> **PROBLEM REQUIREMENTS**
Extract exactly those lines that lie between the start of the material and the line with "138 unit grid ---------- */", including both boundary lines and no others.

> **SOURCE EXCERPT**
[START]

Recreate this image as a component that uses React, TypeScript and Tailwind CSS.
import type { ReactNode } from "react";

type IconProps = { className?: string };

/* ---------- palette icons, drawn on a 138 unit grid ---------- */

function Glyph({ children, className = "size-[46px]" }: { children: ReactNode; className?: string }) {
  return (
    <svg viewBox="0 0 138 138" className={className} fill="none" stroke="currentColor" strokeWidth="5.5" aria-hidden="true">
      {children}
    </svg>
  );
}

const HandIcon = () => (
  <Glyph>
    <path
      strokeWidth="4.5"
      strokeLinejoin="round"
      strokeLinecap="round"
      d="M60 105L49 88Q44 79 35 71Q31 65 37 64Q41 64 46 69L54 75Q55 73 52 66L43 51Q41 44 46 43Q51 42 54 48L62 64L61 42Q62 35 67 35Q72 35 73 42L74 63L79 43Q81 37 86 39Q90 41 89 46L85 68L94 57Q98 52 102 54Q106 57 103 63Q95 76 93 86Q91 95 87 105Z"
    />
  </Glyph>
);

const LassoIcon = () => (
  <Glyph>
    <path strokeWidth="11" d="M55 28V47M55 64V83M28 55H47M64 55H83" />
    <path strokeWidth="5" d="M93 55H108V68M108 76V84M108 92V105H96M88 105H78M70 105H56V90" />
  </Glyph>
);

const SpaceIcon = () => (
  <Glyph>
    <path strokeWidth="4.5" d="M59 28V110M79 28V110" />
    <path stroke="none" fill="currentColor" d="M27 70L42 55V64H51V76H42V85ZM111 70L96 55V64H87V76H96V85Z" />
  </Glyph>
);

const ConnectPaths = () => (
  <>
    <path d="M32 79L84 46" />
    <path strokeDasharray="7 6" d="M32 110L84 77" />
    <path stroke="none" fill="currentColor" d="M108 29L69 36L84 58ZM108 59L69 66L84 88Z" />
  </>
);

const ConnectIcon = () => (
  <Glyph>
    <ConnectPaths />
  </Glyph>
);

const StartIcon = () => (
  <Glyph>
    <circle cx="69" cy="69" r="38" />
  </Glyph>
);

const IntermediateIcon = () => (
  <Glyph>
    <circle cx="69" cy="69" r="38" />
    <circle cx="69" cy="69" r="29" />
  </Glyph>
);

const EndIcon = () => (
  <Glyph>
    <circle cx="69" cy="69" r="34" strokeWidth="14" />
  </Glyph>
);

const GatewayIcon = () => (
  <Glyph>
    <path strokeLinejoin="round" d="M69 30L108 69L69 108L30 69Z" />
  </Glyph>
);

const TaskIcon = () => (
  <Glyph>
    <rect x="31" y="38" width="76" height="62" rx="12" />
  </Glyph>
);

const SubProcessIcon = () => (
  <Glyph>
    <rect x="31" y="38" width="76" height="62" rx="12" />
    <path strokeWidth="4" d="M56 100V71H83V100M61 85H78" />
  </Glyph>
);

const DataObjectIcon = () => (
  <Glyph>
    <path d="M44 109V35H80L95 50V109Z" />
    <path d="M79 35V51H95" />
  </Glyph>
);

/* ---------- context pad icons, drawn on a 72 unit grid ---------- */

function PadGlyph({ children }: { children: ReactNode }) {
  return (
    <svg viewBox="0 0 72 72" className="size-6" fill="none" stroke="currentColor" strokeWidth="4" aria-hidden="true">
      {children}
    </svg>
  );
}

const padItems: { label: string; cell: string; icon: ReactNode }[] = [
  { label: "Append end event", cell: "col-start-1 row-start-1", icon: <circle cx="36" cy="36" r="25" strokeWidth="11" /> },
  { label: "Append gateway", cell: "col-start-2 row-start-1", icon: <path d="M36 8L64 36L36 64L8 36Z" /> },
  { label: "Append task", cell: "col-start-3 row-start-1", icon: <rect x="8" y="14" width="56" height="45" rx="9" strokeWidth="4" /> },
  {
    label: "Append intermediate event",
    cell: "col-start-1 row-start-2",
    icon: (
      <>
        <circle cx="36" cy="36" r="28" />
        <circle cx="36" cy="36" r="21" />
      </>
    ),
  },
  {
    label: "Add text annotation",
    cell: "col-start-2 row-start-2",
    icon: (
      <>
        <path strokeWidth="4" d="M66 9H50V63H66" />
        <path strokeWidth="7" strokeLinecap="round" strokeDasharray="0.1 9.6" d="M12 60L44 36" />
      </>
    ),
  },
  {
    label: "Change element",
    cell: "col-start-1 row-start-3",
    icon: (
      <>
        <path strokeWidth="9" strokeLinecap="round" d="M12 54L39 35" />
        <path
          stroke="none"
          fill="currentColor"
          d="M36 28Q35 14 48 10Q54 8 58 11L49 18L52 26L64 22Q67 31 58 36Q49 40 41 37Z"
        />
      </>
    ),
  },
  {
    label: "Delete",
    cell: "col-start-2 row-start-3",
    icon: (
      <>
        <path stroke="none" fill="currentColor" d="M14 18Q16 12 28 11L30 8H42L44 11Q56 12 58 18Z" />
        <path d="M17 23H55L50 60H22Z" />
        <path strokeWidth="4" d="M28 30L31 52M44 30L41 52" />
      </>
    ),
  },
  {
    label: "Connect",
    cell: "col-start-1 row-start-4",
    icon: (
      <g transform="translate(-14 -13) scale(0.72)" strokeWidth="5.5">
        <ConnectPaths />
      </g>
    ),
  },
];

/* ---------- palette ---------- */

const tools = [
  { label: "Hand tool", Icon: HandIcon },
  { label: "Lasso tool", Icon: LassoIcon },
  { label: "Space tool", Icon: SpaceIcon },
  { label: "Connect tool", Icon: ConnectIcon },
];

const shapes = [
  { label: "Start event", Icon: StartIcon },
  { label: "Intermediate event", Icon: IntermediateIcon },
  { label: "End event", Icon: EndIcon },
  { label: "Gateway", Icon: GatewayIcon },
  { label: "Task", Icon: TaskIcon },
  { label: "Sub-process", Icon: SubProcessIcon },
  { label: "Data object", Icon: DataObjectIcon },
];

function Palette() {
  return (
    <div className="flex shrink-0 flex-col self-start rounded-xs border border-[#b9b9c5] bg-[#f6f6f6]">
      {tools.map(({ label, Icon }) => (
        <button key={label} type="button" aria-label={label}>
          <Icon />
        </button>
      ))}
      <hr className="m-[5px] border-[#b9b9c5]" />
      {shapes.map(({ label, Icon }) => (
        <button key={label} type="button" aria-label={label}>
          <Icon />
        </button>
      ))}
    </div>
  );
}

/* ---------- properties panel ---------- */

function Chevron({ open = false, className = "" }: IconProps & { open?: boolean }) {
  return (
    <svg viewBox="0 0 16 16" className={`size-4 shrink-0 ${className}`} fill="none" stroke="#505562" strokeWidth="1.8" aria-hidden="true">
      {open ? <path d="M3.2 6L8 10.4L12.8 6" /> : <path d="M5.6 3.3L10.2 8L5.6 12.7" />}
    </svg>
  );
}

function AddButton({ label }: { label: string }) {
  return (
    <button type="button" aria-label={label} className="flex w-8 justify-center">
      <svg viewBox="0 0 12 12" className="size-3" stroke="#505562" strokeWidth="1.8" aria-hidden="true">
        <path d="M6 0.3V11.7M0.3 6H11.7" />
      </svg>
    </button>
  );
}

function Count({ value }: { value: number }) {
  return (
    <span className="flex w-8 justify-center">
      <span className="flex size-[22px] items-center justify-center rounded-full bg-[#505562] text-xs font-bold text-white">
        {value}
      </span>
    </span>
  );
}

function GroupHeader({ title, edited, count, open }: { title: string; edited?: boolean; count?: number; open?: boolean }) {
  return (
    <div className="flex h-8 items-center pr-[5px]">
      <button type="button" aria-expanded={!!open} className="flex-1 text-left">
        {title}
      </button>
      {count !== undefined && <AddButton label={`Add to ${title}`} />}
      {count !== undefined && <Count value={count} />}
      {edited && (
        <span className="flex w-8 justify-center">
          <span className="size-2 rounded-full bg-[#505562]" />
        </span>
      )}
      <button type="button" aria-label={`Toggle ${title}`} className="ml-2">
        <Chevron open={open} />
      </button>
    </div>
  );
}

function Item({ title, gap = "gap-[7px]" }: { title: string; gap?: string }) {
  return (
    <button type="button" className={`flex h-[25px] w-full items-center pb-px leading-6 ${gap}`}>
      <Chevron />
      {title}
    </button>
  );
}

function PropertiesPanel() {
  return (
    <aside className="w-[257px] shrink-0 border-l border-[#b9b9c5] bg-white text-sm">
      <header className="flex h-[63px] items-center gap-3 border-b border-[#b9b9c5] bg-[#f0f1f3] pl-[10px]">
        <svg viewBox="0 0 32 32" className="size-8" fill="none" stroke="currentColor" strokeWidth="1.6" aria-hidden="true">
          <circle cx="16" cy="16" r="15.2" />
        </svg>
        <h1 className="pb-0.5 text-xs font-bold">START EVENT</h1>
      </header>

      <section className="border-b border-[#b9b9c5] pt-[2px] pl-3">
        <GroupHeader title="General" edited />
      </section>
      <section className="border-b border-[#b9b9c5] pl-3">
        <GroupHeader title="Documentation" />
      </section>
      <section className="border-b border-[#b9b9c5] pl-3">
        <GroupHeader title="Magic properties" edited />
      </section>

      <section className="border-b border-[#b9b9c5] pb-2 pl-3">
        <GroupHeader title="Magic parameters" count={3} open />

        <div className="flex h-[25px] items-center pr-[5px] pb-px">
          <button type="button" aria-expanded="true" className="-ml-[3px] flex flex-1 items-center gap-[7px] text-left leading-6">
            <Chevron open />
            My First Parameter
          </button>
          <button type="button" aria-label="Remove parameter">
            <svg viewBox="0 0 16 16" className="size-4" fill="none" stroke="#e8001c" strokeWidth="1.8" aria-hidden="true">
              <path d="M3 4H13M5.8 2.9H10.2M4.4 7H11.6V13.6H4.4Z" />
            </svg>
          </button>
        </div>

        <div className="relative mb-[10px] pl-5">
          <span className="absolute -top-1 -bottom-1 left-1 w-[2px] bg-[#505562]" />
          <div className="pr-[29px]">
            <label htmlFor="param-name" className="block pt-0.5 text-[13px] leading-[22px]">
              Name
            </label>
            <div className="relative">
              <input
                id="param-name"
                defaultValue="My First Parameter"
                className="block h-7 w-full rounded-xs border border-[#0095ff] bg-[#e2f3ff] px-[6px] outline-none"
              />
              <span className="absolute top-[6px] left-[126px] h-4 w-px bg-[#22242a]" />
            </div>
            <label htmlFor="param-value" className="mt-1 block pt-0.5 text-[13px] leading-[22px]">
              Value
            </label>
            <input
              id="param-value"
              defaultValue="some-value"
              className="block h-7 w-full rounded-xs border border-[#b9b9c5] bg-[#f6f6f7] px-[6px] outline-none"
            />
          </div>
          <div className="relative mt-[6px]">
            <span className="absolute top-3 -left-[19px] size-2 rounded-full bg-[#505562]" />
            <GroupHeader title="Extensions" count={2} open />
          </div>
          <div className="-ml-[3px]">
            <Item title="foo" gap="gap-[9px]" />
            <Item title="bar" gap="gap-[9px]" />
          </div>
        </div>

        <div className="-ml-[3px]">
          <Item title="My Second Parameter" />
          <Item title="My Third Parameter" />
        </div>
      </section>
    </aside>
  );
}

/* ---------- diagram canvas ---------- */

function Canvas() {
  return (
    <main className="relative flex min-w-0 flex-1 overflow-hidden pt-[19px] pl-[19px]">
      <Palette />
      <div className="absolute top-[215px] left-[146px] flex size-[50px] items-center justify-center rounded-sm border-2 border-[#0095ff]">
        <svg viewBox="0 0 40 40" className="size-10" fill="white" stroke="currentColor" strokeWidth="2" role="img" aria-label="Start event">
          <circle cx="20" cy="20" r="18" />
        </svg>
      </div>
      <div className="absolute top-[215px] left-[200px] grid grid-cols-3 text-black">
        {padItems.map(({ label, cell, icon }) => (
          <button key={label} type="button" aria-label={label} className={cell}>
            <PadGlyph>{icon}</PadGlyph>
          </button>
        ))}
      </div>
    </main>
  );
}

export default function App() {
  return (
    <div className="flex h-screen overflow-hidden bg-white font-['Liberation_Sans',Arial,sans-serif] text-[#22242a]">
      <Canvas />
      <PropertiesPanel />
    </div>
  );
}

[END]

> **COMPLETE OUTPUT**
Recreate this image as a component that uses React, TypeScript and Tailwind CSS.
import type { ReactNode } from "react";

type IconProps = { className?: string };

/* ---------- palette icons, drawn on a 138 unit grid ---------- */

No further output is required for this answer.